Barbara Clausen is an independent curator from Vienna and a graduate of the Curatorial Training Program at the DeAppel Stichting in Amsterdam. In recent years she has worked at the Dia Center for the Arts in New York (on exhibitions of the work of Robert Irwin, Thomas Schütte, Jorge Pardo, Rodney Graham, and others) and has curated several film and video screenings on Lawrence Weiner's filmic work.

Carin Kuoni is Director of Exhibitions at ICI and was formerly the director of the Swiss Institute, a non-profit cultural institution in New York. Kuoni was the editor of Energy Plan for the Western Man: Joseph Beuys in America and has curated and co-curated many exhibitions, including Common Houses: Siah Armajani and Hannes Brunner, Time Wise, and Chocolate!

Independent Curators International

ICI’s mission is to enhance the understanding and appreciation of contempoary art through traveling exhibitions and other activities that will reach a diverse national and international audience. Collaborating with a wide range of eminent curators, ICI develops its program of innovative traveling exhibitions and substantial catalogues to introduce and document sometimes challenging new work in all mediums by younger, as well as more established artists from the United States and abroad.

Since its founding in 1975, ICI has created almost 90 exhibitions that collectively have included the work of more than 2,000 artists. ICI exhibitions have been presented by over 400 museums, university art galleries, art centers, and alternative spaces in the United States and abroad.
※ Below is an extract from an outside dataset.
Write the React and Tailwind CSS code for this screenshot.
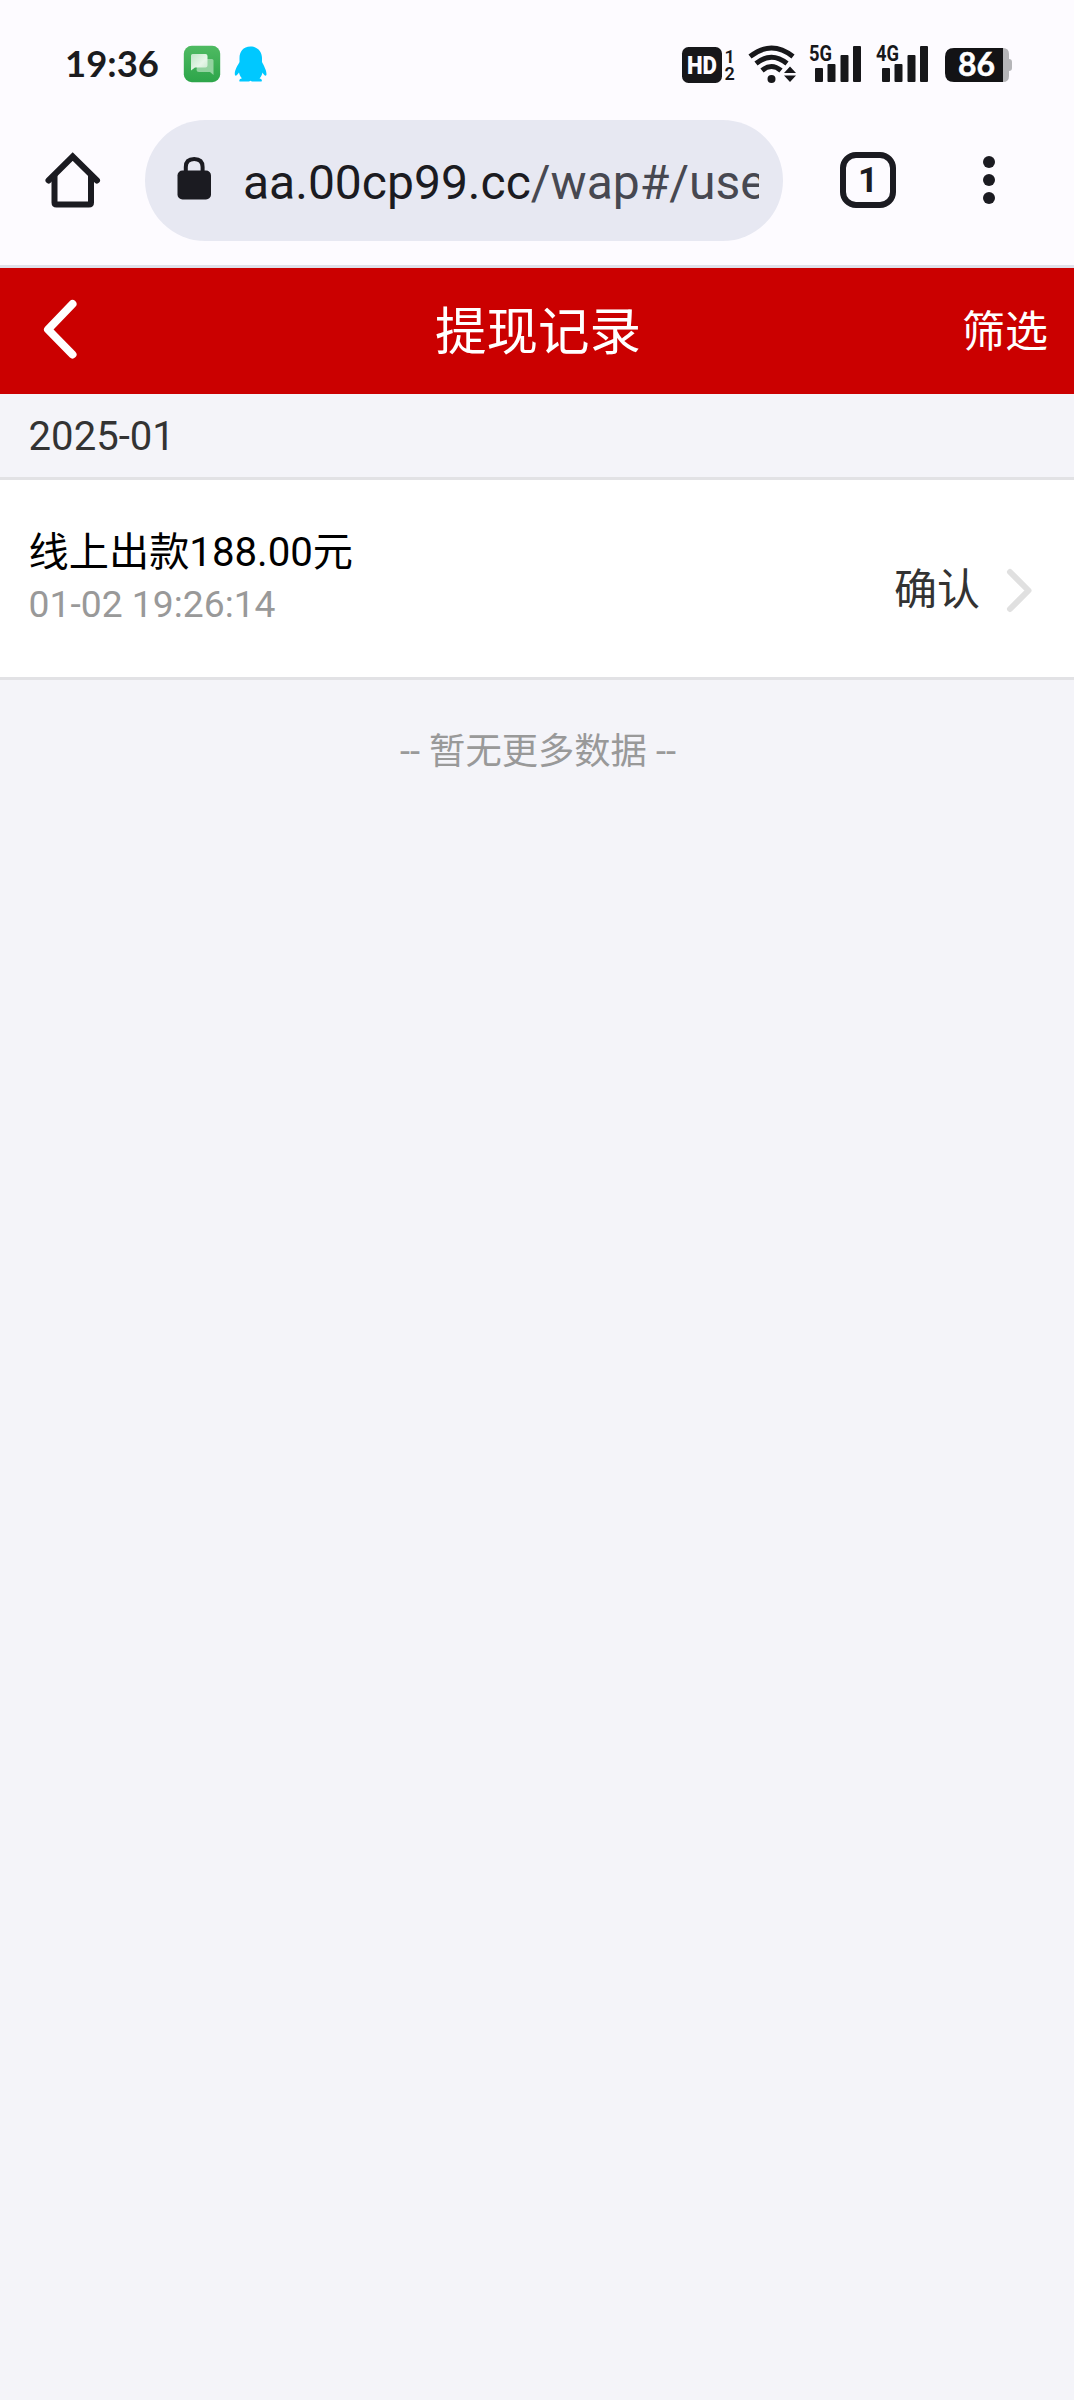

Each year, ICI exhibitions are on view in 30 to 40 cities throughout the United States, Canada, Mexico, and Europe.

AXA Gallery presents works from all fields of the visual arts, with a special emphasis placed on exhibitions that would not otherwise have a presence in the city. The AXA Gallery is located in the atrium lobby of Equitable Tower, 787 Seventh Avenue at 51st Street, in New York City. Gallery hours are Monday through Friday, 11am - 6pm, and Saturday, noon to 5pm. The Gallery is closed on Sundays. Admission is free.